I should also mention here that I write fast and hard when I write. I’ve been known to do the equivalent of NaNoWriMo for several months in a row. I write full time, have no kids at home, though I occasionally babysit the grandson, and my husband is totally supportive so if laundry stays in the basket or dinner is late/extra crispy/fastfood, he goes with the flow. I know exactly how lucky I am!
Do I recommend this crazy load for everyone? Oh heck no! Run! Run far and fast! LOL Yet, with the fast pace of today’s publishing world, a working writer really needs to be able to multi-task with multiple projects. As I mentioned above, the path from blank page to release is a dance. Sometimes, it’s a waltz, sometimes a jive, occasionally the Argentine tango and the cha-cha-cha.

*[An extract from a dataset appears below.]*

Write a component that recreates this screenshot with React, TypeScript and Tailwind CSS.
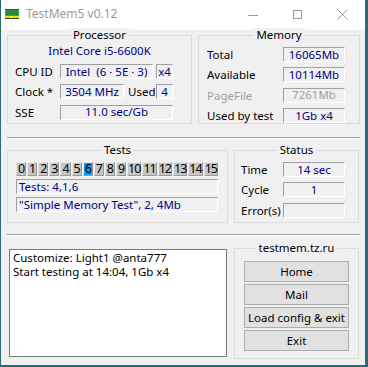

Know your deadlines—whether contractual or self-imposed.Get organized. Find a writing program and a process that works for you. Set a schedule. Don’t be afraid of letting your Muse (imagination) have a long leash. If you aren’t working under deadline, give yourself the luxury of moving to a new project if you stall on the current one. One of the best pieces of writing advice I’ve received is, “When you get stuck in a scene, move on to the next scene you know is going to happen.” Doing that, I often figure out what wasn’t working and can go back, fix the stuck scene, and move on. Sometimes, that next scene is in a totally different project. New words are new words, as far as I’m concerned, and they all get me to the end of the dance and THE END.